I never get good scams. I check my junk mail every day because for some reason certain things get thrown in there when they shouldn’t. I get the same stuff all the time. Mainly it’s a smorgasbord of offers for cheap knockoff watches, offers for me to make money working from home, and then the cream of the crop, several offers a day to extend the length of my penis. These are my favorites. You see, I didn’t know that anything was wrong with the size of my penis until I started getting at least 3 of these emails a day. I became very self conscious about it, actually. In case you didn’t realize, I’m a chick. I didn’t even have a penis, and somehow they must have known this. The emails poured in, my self-esteem plummeted, and my life slowly unraveled. It was awful. Wingnut started talking about maybe getting a divorce and I was in a veritable quandary.

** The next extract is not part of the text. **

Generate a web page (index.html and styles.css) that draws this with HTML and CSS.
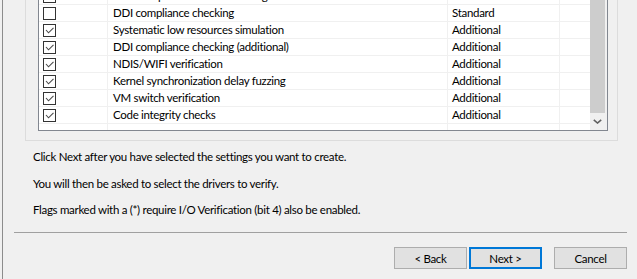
FILE: index.html
```html
<!DOCTYPE html>
<html>
<head>
<meta charset="utf-8">
<link rel="stylesheet" href="styles.css">
</head>
<body>
<div class="window">
  <div class="group">
    <div class="list">
      <div class="rows">
        <div class="row first">
          <div class="c c1"><span class="cb"><svg viewBox="0 0 11 11" width="11" height="11"><polyline points="2,5 4.5,7.8 9.5,2.8" class="tick"/></svg></span></div>
          <div class="c c2">Port/miniport interface checking</div>
          <div class="c c3">Additional</div>
          <div class="c c4"></div>
        </div>
        <div class="row">
          <div class="c c1"><span class="cb"></span></div>
          <div class="c c2">DDI compliance checking</div>
          <div class="c c3">Standard</div>
          <div class="c c4"></div>
        </div>
        <div class="row">
          <div class="c c1"><span class="cb"><svg viewBox="0 0 11 11" width="11" height="11"><polyline points="2,5 4.5,7.8 9.5,2.8" class="tick"/></svg></span></div>
          <div class="c c2">Systematic low resources simulation</div>
          <div class="c c3">Additional</div>
          <div class="c c4"></div>
        </div>
        <div class="row">
          <div class="c c1"><span class="cb"><svg viewBox="0 0 11 11" width="11" height="11"><polyline points="2,5 4.5,7.8 9.5,2.8" class="tick"/></svg></span></div>
          <div class="c c2">DDI compliance checking (additional)</div>
          <div class="c c3">Additional</div>
          <div class="c c4"></div>
        </div>
        <div class="row">
          <div class="c c1"><span class="cb"><svg viewBox="0 0 11 11" width="11" height="11"><polyline points="2,5 4.5,7.8 9.5,2.8" class="tick"/></svg></span></div>
          <div class="c c2">NDIS/WIFI verification</div>
          <div class="c c3">Additional</div>
          <div class="c c4"></div>
        </div>
        <div class="row">
          <div class="c c1"><span class="cb"><svg viewBox="0 0 11 11" width="11" height="11"><polyline points="2,5 4.5,7.8 9.5,2.8" class="tick"/></svg></span></div>
          <div class="c c2">Kernel synchronization delay fuzzing</div>
          <div class="c c3">Additional</div>
          <div class="c c4"></div>
        </div>
        <div class="row">
          <div class="c c1"><span class="cb"><svg viewBox="0 0 11 11" width="11" height="11"><polyline points="2,5 4.5,7.8 9.5,2.8" class="tick"/></svg></span></div>
          <div class="c c2">VM switch verification</div>
          <div class="c c3">Additional</div>
          <div class="c c4"></div>
        </div>
        <div class="row">
          <div class="c c1"><span class="cb"><svg viewBox="0 0 11 11" width="11" height="11"><polyline points="2,5 4.5,7.8 9.5,2.8" class="tick"/></svg></span></div>
          <div class="c c2">Code integrity checks</div>
          <div class="c c3">Additional</div>
          <div class="c c4"></div>
        </div>
        <div class="row filler">
          <div class="c c1"></div>
          <div class="c c2"></div>
          <div class="c c3"></div>
          <div class="c c4"></div>
        </div>
      </div>
      <div class="scrollbar">
        <div class="thumb"></div>
        <div class="arrow"><svg viewBox="0 0 9 5" width="9" height="5"><polyline points="0.8,0.8 4.5,4 8.2,0.8" class="chev"/></svg></div>
      </div>
    </div>
  </div>
  <div class="notes">
    <p>Click Next after you have selected the settings you want to create.</p>
    <p>You will then be asked to select the drivers to verify.</p>
    <p>Flags marked with a (*) require I/O Verification (bit 4) also be enabled.</p>
  </div>
  <div class="sep"></div>
  <div class="buttons">
    <button class="btn">&lt; Back</button>
    <button class="btn default">Next &gt;</button>
    <button class="btn cancel">Cancel</button>
  </div>
</div>
</body>
</html>
```
FILE: styles.css
```css
* { box-sizing: border-box; }
html, body { margin: 0; background: #f0f0f0; }
body {
  font-family: Lato, "Liberation Sans", sans-serif;
  font-size: 11.5px;
  letter-spacing: -0.3px;
  color: #000;
  width: 637px;
  height: 279px;
  overflow: hidden;
}
.window {
  margin-left: 2px;
  border-left: 1px solid #8c8c8c;
  height: 279px;
}
.group {
  margin-left: 22px;
  width: 593px;
  height: 141px;
  border: 1px solid #dcdcdc;
  border-top: 0;
  padding: 0 9px 9px 12px;
}
.list {
  height: 131px;
  border: 1px solid #828790;
  border-top: 0;
  background: #fff;
  display: flex;
}
.rows {
  flex: 1;
  overflow: hidden;
  display: flex;
  flex-direction: column;
}
.row {
  display: flex;
  flex: none;
  height: 17px;
  border-bottom: 1px solid #f0f0f0;
}
.row.first { margin-top: -12px; }
.row.filler { flex: 1; border-bottom: 0; }
.c {
  display: flex;
  align-items: center;
  white-space: nowrap;
  overflow: hidden;
  border-right: 1px solid #f0f0f0;
  line-height: 16px;
}
.c1 { width: 69px; padding-left: 4px; }
.c2 { width: 340px; padding-left: 5px; }
.c3 { width: 112px; padding-left: 4px; }
.c4 { flex: 1; border-right: 0; }
.cb {
  display: block;
  width: 13px;
  height: 13px;
  border: 1px solid #333;
  background: #fff;
}
.cb svg { display: block; }
.tick { fill: none; stroke: #4a4a4a; stroke-width: 1.1; }
.scrollbar {
  width: 17px;
  background: #f0f0f0;
  display: flex;
  flex-direction: column;
}
.thumb { flex: 1; width: 15px; background: #cdcdcd; }
.arrow {
  height: 17px;
  display: flex;
  align-items: center;
  justify-content: center;
  padding-right: 2px;
}
.arrow svg { display: block; }
.chev { fill: none; stroke: #606060; stroke-width: 1.6; }
.notes {
  margin: 8px 0 0 30px;
  display: flex;
  flex-direction: column;
  gap: 10.5px;
}
.notes p { margin: 0; line-height: 16px; }
.sep {
  margin: 14px 0 0 11px;
  width: 613px;
  height: 1px;
  background: #a0a0a0;
}
.buttons {
  display: flex;
  justify-content: flex-end;
  padding-right: 10px;
  margin-top: 14px;
}
.btn {
  width: 73px;
  height: 22px;
  padding: 0;
  border: 1px solid #adadad;
  background: #e1e1e1;
  font: inherit;
  letter-spacing: -0.3px;
  color: #000;
}
.btn + .btn { margin-left: 2px; }
.btn.cancel { margin-left: 12px; }
.btn.default { border: 2px solid #0078d7; }
```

That’s when I knew I had to act, and act quickly. I started ordering the penis fixer uppers. Something had to work to give me back my confidence and my life. I ordered quite a few different products to get me started. I got pills that promised to “enlarge your penis up to 4 inches,” I got ointments that promised to seduce her (I didn’t even know I was bi or gay!), I got unguents that would pleasure her all night long and I got sprays that would “get the other person into bed”. While I was at it, I got Cialis at a great discount, Viagra at next to nothing and some Xanax that looked funny but made me feel great when I mixed them with the new women’s vodka I found in another spam email.

Weeks passed and Wingnut started to notice my metamorphosis. It was amazing. I should have taken pictures, I guess. I was transformed in less than a month from a mild mannered middle aged miserable woman with no self esteem, to a virile ladies’ man with an enormous cock. I got my confidence back! It was truly a miracle. Of course, Wingnut is very straight and has a cock of his own. He certainly doesn’t want anything to do with mine, but that’s another story for another day, I guess.

Of course, I wanted to share some of my favorite emails with you, but I have a rather compulsive habit of emptying my spam and junk folders at least once a day, usually several times a day.

So, I thought, I’ll check Wingnut’s spam folder! I logged into his account and holy fuck! He had exactly 700 spam emails! They get deleted automatically after 30 days, so wow, that seems like a lot for a month. But I guess not. I avoided looking at his inbox and went straight for the good stuff, and you know what I found? He gets different spam than me! For some reason, I thought we’d get basically the same stuff. So hey, you really do learn something new every day. I just finished going through all 700 spam emails and not a single one was for male enhancement. Then again, he doesn’t need it (wink wink, nudge nudge, say no more!).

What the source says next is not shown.